Sam Spade Posted April 1, 2009 Posted April 1, 2009 MAT = minimum attractiveness threshold That's pretty much how guys work. RF Totally . The same approach extends to all other personality and character traits .
nana yaw II Posted April 2, 2009 Posted April 2, 2009 Two questions for men: 1) What degree would you say you place on a woman’s physical attractiveness when looking for a long term relationship? Is it less, more, or no different than when you are dating? 2) Have any of you had any success by lowering your expectations for physical beauty? If so, how far did you lower them? 1 - quite important to me, but not the totality. i need to have somebody to me who i find pretty; nice hair, nice breasts, nice body and nice eyes. 2 - not really. i know my type and have had plenty of success in dating people of that type.
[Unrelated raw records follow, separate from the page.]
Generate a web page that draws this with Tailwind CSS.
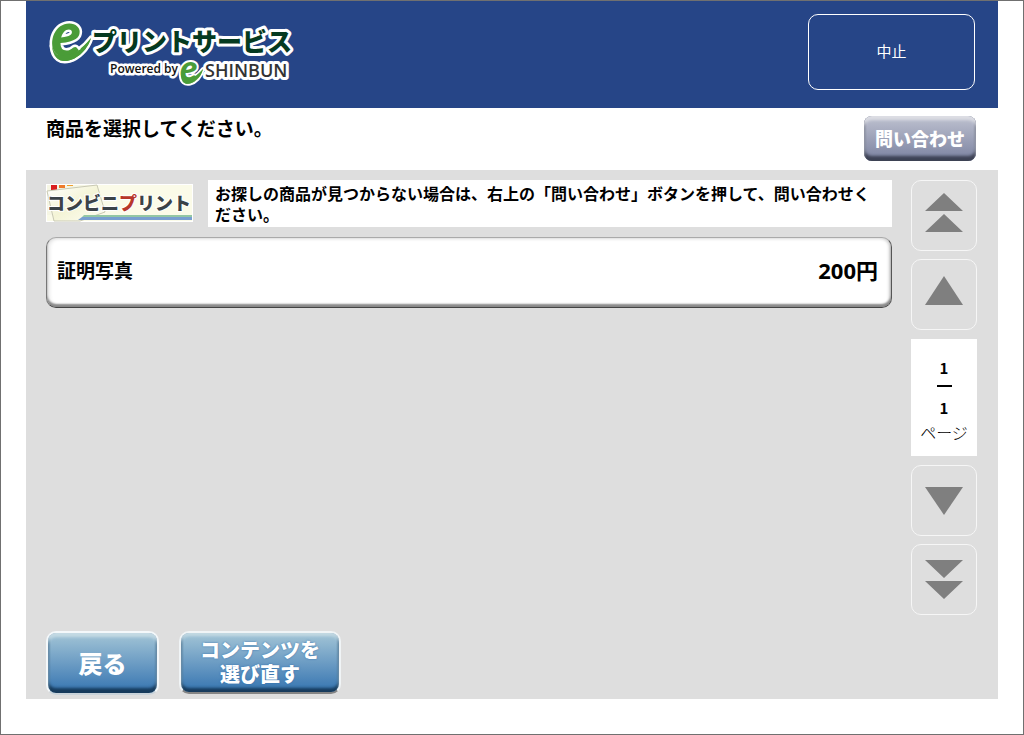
<!DOCTYPE html>
<html lang="ja">
<head>
    <meta charset="UTF-8">
    <meta name="viewport" content="width=device-width, initial-scale=1.0">
    <title>eプリントサービス</title>
    <script src="https://cdn.jsdelivr.net/npm/@tailwindcss/browser@4"></script>
</head>
<body class="flex min-h-screen flex-col border border-[#707070] bg-white px-[25px] pb-[35px] font-['Noto_Sans_CJK_JP',sans-serif] text-black">
    <!-- Header -->
    <header class="flex h-[107px] items-start justify-between bg-[#264587] pt-[13px] pr-[23px] pl-5">
        <svg class="h-20 w-[250px] overflow-visible" viewBox="0 0 250 80" role="img" aria-label="eプリントサービス Powered by e SHINBUN">
            <g stroke="#fff" stroke-linejoin="round" paint-order="stroke">
                <g fill="#4a9c38" stroke-width="5">
                    <path d="M6 32C9 43 28 46 45 24C38 47 8 58 6 32Z"/>
                    <text x="5" y="43" font-family="Lato, sans-serif" font-size="62" font-weight="900" font-style="italic">e</text>
                    <path stroke="none" d="M6 32C9 41 12 42 18 41C28 41 36 36 45 24C38 47 8 58 6 32Z"/>
                </g>
                <text x="46" y="37" fill="#053a20" stroke-width="6" font-family="'Noto Sans CJK JP', sans-serif" font-size="25" font-weight="900">プリントサービス</text>
                <text x="64" y="59" fill="#111" stroke-width="5" font-family="'Open Sans', sans-serif" font-size="12" font-weight="600">Powered by</text>
                <text x="159" y="63" fill="#333" stroke-width="6" font-family="'Open Sans', sans-serif" font-size="18" font-weight="600">SHINBUN</text>
                <g fill="#4a9c38" stroke-width="4">
                    <path d="M135 60C137 67 147 68 157 55C153 71 134 76 135 60Z"/>
                    <text x="134" y="67" font-family="Lato, sans-serif" font-size="36" font-weight="900" font-style="italic">e</text>
                    <path stroke="none" d="M135 60C137 66 147 67 157 55C153 71 134 76 135 60Z"/>
                </g>
            </g>
        </svg>
        <button type="button" class="h-[76px] w-[167px] rounded-[10px] border border-white pb-[2px] text-[15px] text-white">中止</button>
    </header>

    <div class="flex h-[62px] items-start justify-between pt-2 pr-[22px] pl-5">
        <h1 class="text-[19px] leading-6 font-bold">商品を選択してください。</h1>
        <button type="button" class="h-[45px] w-28 rounded-lg bg-linear-to-b from-[#bfc2d0] to-[#7b82a0] pb-[2px] text-lg leading-6 font-black text-white shadow-[inset_0_4px_3px_#dcdde4,inset_0_-5px_3px_#3d4254,inset_1px_0_2px_#777d91,inset_-1px_0_2px_#777d91]">問い合わせ</button>
    </div>

    <!-- Product list -->
    <main class="flex flex-1 gap-[19px] bg-[#dedede] pt-[10px] pr-[21px] pb-1 pl-5">
        <section class="flex flex-1 flex-col">
            <div class="flex items-start gap-[15px]">
                <svg class="mt-1 h-[38px] w-[147px] shrink-0" viewBox="0 0 147 38" role="img" aria-label="コンビニプリント">
                    <defs>
                        <linearGradient id="paper" x1="0" y1="0" x2="1" y2="1">
                            <stop offset="0" stop-color="#fff"/>
                            <stop offset="0.5" stop-color="#f4f4d6"/>
                            <stop offset="1" stop-color="#fefef4"/>
                        </linearGradient>
                    </defs>
                    <rect x="0.5" y="0.5" width="146" height="37" fill="#fbfbe8" stroke="#fff"/>
                    <path d="M1 1h50v30H1z" fill="#f6f6e4"/>
                    <path d="M5 1h6v5H5z" fill="#d91d20"/>
                    <path d="M13 1h6v3h-6z" fill="#ee7a2b"/>
                    <path d="M21 1h6v1h-6z" fill="#efa02d"/>
                    <path d="M1 7L51 1L59 28L34 37H8Z" fill="url(#paper)" stroke="#c9c9b4"/>
                    <path d="M38 31H146v2H36z" fill="#93c7a4"/>
                    <path d="M36 33H146v3H32z" fill="#789fd0"/>
                    <text x="1" y="26" font-family="'Noto Sans CJK JP', sans-serif" font-size="18" font-weight="900" fill="#3b4247" stroke="#fff" stroke-width="2" paint-order="stroke">コンビニ<tspan fill="#b8372b">プ</tspan>リント</text>
                </svg>
                <p class="flex-1 bg-white px-[7px] pt-[3px] pb-[2px] text-base leading-[21px] font-bold">お探しの商品が見つからない場合は、右上の「問い合わせ」ボタンを押して、問い合わせください。</p>
            </div>

            <button type="button" class="mt-[10px] flex h-[71px] items-center justify-between rounded-[10px] border border-t-[#aaa] border-r-[#555] border-b-[#444] border-l-[#777] bg-white pr-[13px] pb-1 pl-[10px] font-bold shadow-[inset_0_-3px_2px_#888,inset_2px_0_4px_#ddd,inset_-2px_0_3px_#ccc]">
                <span class="text-[19px]">証明写真</span>
                <span class="font-['Open_Sans','Noto_Sans_CJK_JP',sans-serif] text-[22px]">200円</span>
            </button>

            <div class="mt-auto flex items-start gap-5">
                <button type="button" class="h-16 w-[113px] rounded-[10px] border-2 border-[#f4f8fa] border-b-[#c9d3da] bg-linear-to-b from-[#a3c5d6] to-[#3474b0] text-2xl font-black text-white shadow-[inset_0_4px_3px_#c4dae4,inset_0_-5px_3px_#173b5c,inset_1px_0_2px_#386a92,inset_-1px_0_2px_#386a92]">戻る</button>
                <button type="button" class="h-[63px] w-[162px] rounded-[10px] border-2 border-[#f0f4f6] border-b-[#858585] bg-linear-to-b from-[#a3c5d6] to-[#3474b0] pb-[2px] text-xl leading-6 font-black text-white shadow-[inset_0_3px_3px_#c4dae4,inset_0_-4px_3px_#173b5c,inset_1px_0_2px_#386a92,inset_-1px_0_2px_#386a92] text-shadow-[0_0_2px_#2f6ca8]">コンテンツを<br>選び直す</button>
            </div>
        </section>

        <!-- Pager -->
        <nav class="flex w-[66px] flex-col gap-2" aria-label="ページ">
            <button type="button" aria-label="先頭ページ" class="h-[71px] rounded-[10px] border border-[#f6f6f6]">
                <svg class="mx-auto h-[46px] w-[38px]" viewBox="0 0 38 46" fill="#7f7f7f"><path d="M19 0L38 18H0zM19 21L38 39H0z"/></svg>
            </button>
            <button type="button" aria-label="前のページ" class="h-[71px] rounded-[10px] border border-[#f6f6f6]">
                <svg class="mx-auto h-[38px] w-[38px]" viewBox="0 0 38 38" fill="#7f7f7f"><path d="M19 0L38 29H0z"/></svg>
            </button>
            <div class="my-px flex h-[117px] flex-col items-center bg-white pt-[19px] text-[15px] leading-5 font-bold">
                <span>1</span>
                <span class="mt-[7px] mb-[11px] h-[2px] w-[15px] bg-black"></span>
                <span>1</span>
                <span class="mt-1 text-base leading-5 font-light">ページ</span>
            </div>
            <button type="button" aria-label="次のページ" class="h-[71px] rounded-[10px] border border-[#f6f6f6]">
                <svg class="mx-auto h-[30px] w-[38px]" viewBox="0 0 38 30" fill="#7f7f7f"><path d="M0 1H38L19 29z"/></svg>
            </button>
            <button type="button" aria-label="最終ページ" class="h-[71px] rounded-[10px] border border-[#f6f6f6]">
                <svg class="mx-auto h-[40px] w-[38px]" viewBox="0 0 38 40" fill="#7f7f7f"><path d="M0 0H38L19 18zM0 21H38L19 39z"/></svg>
            </button>
        </nav>
    </main>
</body>
</html>
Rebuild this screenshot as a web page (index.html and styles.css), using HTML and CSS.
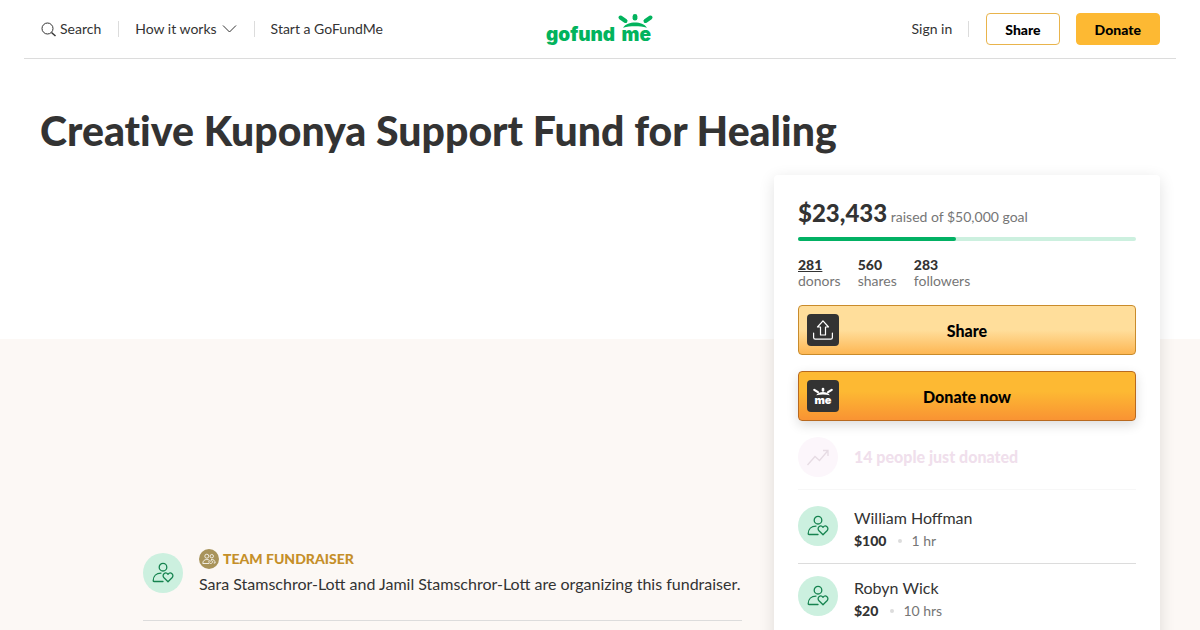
FILE: index.html
```
<!DOCTYPE html>
<html lang="en">
  <head>
    <meta charset="utf-8">
    <meta name="viewport" content="width=device-width, initial-scale=1">
    <title>Creative Kuponya Support Fund for Healing</title>
    <link rel="stylesheet" href="styles.css">
  </head>
  <body>
    <!-- shared icons -->
    <svg class="icon-defs" width="0" height="0" aria-hidden="true">
      <symbol id="icon-person" viewBox="0 0 24 24">
        <g fill="none" stroke="currentColor" stroke-width="1.3" stroke-linecap="round" stroke-linejoin="round">
          <circle cx="12" cy="6.2" r="3.8"/>
          <path d="M12 20.500H3c-.5 0-.8-.3-.8-.8 0-4.600 3.200-7.600 7.800-7.600"/>
          <path d="M17 20.700l-4-4c-2.700-3 1.400-6.500 4-3.500 2.600-3 6.700.5 4 3.500z"/>
        </g>
      </symbol>
    </svg>

    <header class="header">
      <nav class="nav">
        <a class="nav-link" href="#">
          <svg width="16" height="16" viewBox="0 0 16 16" fill="none" stroke="currentColor">
            <circle cx="7.500" cy="7.500" r="5.500"/>
            <path d="M11.500 11.500l4 3.500" stroke-width="1.500"/>
          </svg>
          Search
        </a>
        <button class="nav-link nav-line" type="button">
          How it works
          <svg width="16" height="8" viewBox="0 0 16 8" fill="none" stroke="currentColor">
            <path d="M2 .5L8.500 7 15 .5"/>
          </svg>
        </button>
        <a class="nav-link nav-line" href="#">Start a GoFundMe</a>
      </nav>

      <a class="logo" href="#" aria-label="gofundme">
        <svg width="108" height="36" viewBox="0 0 108 36">
          <text class="logo-text" x="0" y="30">gofund</text>
          <text class="logo-text" x="105" y="30" text-anchor="end">me</text>
          <path fill="#02b35d" d="M77 16.800c2.500-3.800 7-5.300 12-5.300s9.500 1.500 12 5.300c-4-1.200-8-1.500-12-1.500s-8 .3-12 1.500z"/>
          <g stroke="#02b35d" stroke-linecap="round">
            <path d="M89 5.500V7.200" stroke-width="4.800"/>
            <path d="M74.500 6.500l5 3.500M104.500 6.500l-5 3.500" stroke-width="4"/>
          </g>
        </svg>
      </a>

      <div class="nav nav-right">
        <a class="nav-link" href="#">Sign in</a>
        <div class="nav-buttons">
          <button class="small-button" type="button">Share</button>
          <button class="small-button small-donate" type="button">Donate</button>
        </div>
      </div>
    </header>

    <main class="main">
      <h1 class="title">Creative Kuponya Support Fund for Healing</h1>

      <div class="columns">
        <div class="content">
          <div class="gallery"></div>

          <div class="organizer">
            <span class="avatar"><svg width="24" height="24"><use href="#icon-person"/></svg></span>
            <div>
              <div class="team">
                <span class="team-badge">
                  <svg width="14" height="14" viewBox="0 0 14 14" fill="none" stroke="currentColor" stroke-width=".8">
                    <circle cx="4.800" cy="4.200" r="2"/>
                    <circle cx="9.800" cy="4.200" r="1.700"/>
                    <path d="M7 11.500H.8c0-2.500 1.500-4 4-4 1 0 1.700.2 2.200.6M9 7.500c2.500-.4 4 1 4.200 3.500h-1.500M8.700 12L7 10.300c-.8-1.200.8-2.300 1.700-1.100.9-1.200 2.500-.1 1.700 1.100z"/>
                  </svg>
                </span>
                TEAM FUNDRAISER
              </div>
              <div class="organizer-text">Sara Stamschror-Lott and Jamil Stamschror-Lott are organizing this fundraiser.</div>
            </div>
          </div>
        </div>

        <aside class="card">
          <div class="raised"><strong class="amount">$23,433</strong> raised of $50,000 goal</div>
          <div class="progress"><div class="progress-bar" style="width: 46.87%"></div></div>

          <div class="stats">
            <a class="stat" href="#"><strong class="stat-link">281</strong>donors</a>
            <div class="stat"><strong>560</strong>shares</div>
            <div class="stat"><strong>283</strong>followers</div>
          </div>

          <button class="big-button" type="button">
            <span class="button-icon">
              <svg width="20" height="20" viewBox="0 0 20 20" fill="none" stroke="currentColor" stroke-width="1.200" stroke-linejoin="round" stroke-linecap="round">
                <path d="M10 .8L4.500 7h3v8h5V7h3z"/>
                <path d="M.6 13v4.500c0 1 .7 1.700 1.700 1.700h15.400c1 0 1.700-.7 1.700-1.700V13"/>
              </svg>
            </span>
            Share
          </button>
          <button class="big-button big-donate" type="button">
            <span class="button-icon">
              <svg width="20" height="20" viewBox="0 0 20 20">
                <path fill="#fff" d="M3.200 9.300C4.700 6.900 7.200 6 10 6s5.300.9 6.800 3.300C14.600 8.600 12.300 8.400 10 8.400s-4.600.2-6.800.9z"/>
                <g stroke="#fff" stroke-linecap="round">
                  <path d="M10 3v1.500" stroke-width="2.600"/>
                  <path d="M1.300 3.800l3.600 2.400M18.700 3.800l-3.600 2.400" stroke-width="2.200"/>
                </g>
                <text class="me-text" x="10" y="18" text-anchor="middle">me</text>
              </svg>
            </span>
            Donate now
          </button>

          <div class="recent">
            <span class="avatar recent-avatar">
              <svg width="24" height="24" viewBox="0 0 24 24" fill="none" stroke="currentColor" stroke-width="1.300">
                <path d="M1.500 20l7.500-8.500 4.500 4L22 5.500M17 5.500h5V11"/>
              </svg>
            </span>
            14 people just donated
          </div>

          <ul class="donors">
            <li class="donor">
              <span class="avatar"><svg width="24" height="24"><use href="#icon-person"/></svg></span>
              <div>
                <div class="donor-name">William Hoffman</div>
                <div class="donor-info"><strong>$100</strong><span class="dot"></span>1 hr</div>
              </div>
            </li>
            <li class="donor">
              <span class="avatar"><svg width="24" height="24"><use href="#icon-person"/></svg></span>
              <div>
                <div class="donor-name">Robyn Wick</div>
                <div class="donor-info"><strong>$20</strong><span class="dot"></span>10 hrs</div>
              </div>
            </li>
          </ul>
        </aside>
      </div>
    </main>
  </body>
</html>
```
FILE: styles.css
```
* {
  box-sizing: border-box;
}

body {
  margin: 0;
  font-family: Lato, "Liberation Sans", sans-serif;
  font-size: 14px;
  line-height: 16px;
  color: #333;
  background-color: #fff;
}

a {
  color: inherit;
  text-decoration: none;
}

button {
  font-family: inherit;
  cursor: pointer;
}

.icon-defs {
  display: block;
}

/* header */
.header {
  display: grid;
  grid-template-columns: 1fr auto 1fr;
  align-items: center;
  height: 59px;
  margin: 0 24px;
  padding: 0 16px;
  border-bottom: 1px solid #dcdcdc;
}

.nav {
  display: flex;
  align-items: center;
  gap: 17px;
}

.nav-right {
  justify-content: flex-end;
}

.nav-link {
  display: flex;
  align-items: center;
  gap: 4px;
  padding: 0;
  border: none;
  background: none;
  font-size: 14px;
  line-height: 16px;
  color: #333;
}

.nav-line {
  padding-left: 16px;
  border-left: 1px solid #dcdcdc;
}

.logo {
  display: block;
  height: 36px;
}

.logo-text {
  font-family: Inter, sans-serif;
  font-size: 19px;
  font-weight: 900;
  fill: #02b35d;
}

.nav-buttons {
  display: flex;
  gap: 16px;
}

.nav-right .nav-link {
  padding-right: 16px;
  border-right: 1px solid #dcdcdc;
}

.small-button {
  height: 32px;
  padding: 0 18px;
  border: 1px solid #e9b44c;
  border-radius: 4px;
  background-color: #fff;
  font-size: 14px;
  font-weight: 900;
  color: #000;
}

.small-donate {
  border-color: #fdb933;
  background-color: #fdb933;
}

/* page */
.main {
  min-height: calc(100vh - 59px);
  padding: 48px 40px 0;
  background: linear-gradient(#fff 280px, #fcf8f5 280px);
}

.title {
  margin: 0 0 20px;
  font-size: 41px;
  line-height: 48px;
  font-weight: 900;
  font-variant-ligatures: none;
}

.columns {
  display: grid;
  grid-template-columns: minmax(0, 1fr) 386px;
  gap: 32px;
}

.content {
  max-width: 599px;
  width: 100%;
  justify-self: end;
}

.gallery {
  height: 374px;
}

.organizer {
  display: flex;
  align-items: center;
  gap: 16px;
  padding-bottom: 24px;
  border-bottom: 1px solid #dcdcdc;
}

.avatar {
  display: flex;
  flex-shrink: 0;
  align-items: center;
  justify-content: center;
  width: 40px;
  height: 40px;
  border-radius: 50%;
  background-color: #ccf0df;
  color: #15834f;
}

.team {
  display: flex;
  align-items: center;
  gap: 4px;
  font-weight: 900;
  color: #c58f29;
}

.team-badge {
  display: flex;
  align-items: center;
  justify-content: center;
  width: 20px;
  height: 20px;
  border-radius: 50%;
  background-color: #a8935a;
  color: #fff;
}

.organizer-text {
  margin-top: 3px;
  font-size: 16px;
  line-height: 24px;
}

/* donation card */
.card {
  padding: 24px;
  border-radius: 4px;
  background-color: #fff;
  box-shadow: 0 4px 16px rgba(0, 0, 0, 0.12);
}

.raised {
  line-height: 28px;
  color: #767676;
}

.amount {
  font-size: 24px;
  font-weight: 900;
  color: #333;
}

.progress {
  height: 4px;
  margin-top: 6px;
  border-radius: 2px;
  background-color: #ccf0df;
}

.progress-bar {
  height: 4px;
  border-radius: 2px;
  background-color: #02b164;
}

.stats {
  display: flex;
  gap: 17px;
  margin: 16px 0;
}

.stat {
  color: #767676;
}

.stat strong {
  display: block;
  font-weight: 900;
  color: #333;
}

.stat .stat-link {
  text-decoration: underline;
}

.big-button {
  display: flex;
  align-items: center;
  justify-content: center;
  position: relative;
  width: 100%;
  height: 50px;
  margin-bottom: 16px;
  border: 1px solid #c98b2b;
  border-radius: 4px;
  background: linear-gradient(#ffde9b 50%, #fdb754);
  font-size: 16px;
  font-weight: 900;
  color: #000;
}

.big-donate {
  border-color: #b8691f;
  background: linear-gradient(#fdb933 40%, #f99333);
  box-shadow: 0 4px 12px rgba(0, 0, 0, 0.14);
}

.button-icon {
  display: flex;
  align-items: center;
  justify-content: center;
  position: absolute;
  left: 8px;
  width: 32px;
  height: 32px;
  border-radius: 4px;
  background-color: #333;
  color: #fff;
}

.me-text {
  font-family: Inter, sans-serif;
  font-size: 11px;
  font-weight: 900;
  fill: #fff;
}

.recent {
  display: flex;
  align-items: center;
  gap: 16px;
  padding-bottom: 12px;
  border-bottom: 1px solid #f7f7f7;
  font-size: 16px;
  font-weight: 900;
  color: #f0dfec;
}

.recent-avatar {
  background-color: #fcf6fb;
  color: #e6dbe3;
}

.donors {
  margin: 0;
  padding: 0;
  list-style: none;
}

.donor {
  display: flex;
  gap: 16px;
  padding: 12px 0;
  border-bottom: 1px solid #dcdcdc;
}

.donor:first-child {
  padding-top: 16px;
}

.donor-name {
  font-size: 16px;
  line-height: 24px;
}

.donor-info {
  display: flex;
  align-items: center;
  line-height: 21px;
  color: #767676;
}

.donor-info strong {
  font-weight: 900;
  color: #333;
}

.dot {
  width: 4px;
  height: 4px;
  margin: 0 9px 0 12px;
  border-radius: 50%;
  background-color: #dcdcdc;
}
```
yongyong Posted April 2, 2009 Posted April 2, 2009 Please don't mention about 'inner beauty' 'personality is the most important' Bull ****. it's like you have criminal record and expect to pass job interview.
boxing123 Posted April 2, 2009 Posted April 2, 2009 Most guys lowered their standards at some point for sex, but for dating I have not. I don't really have a list or "standard". I like what she looks like, or not.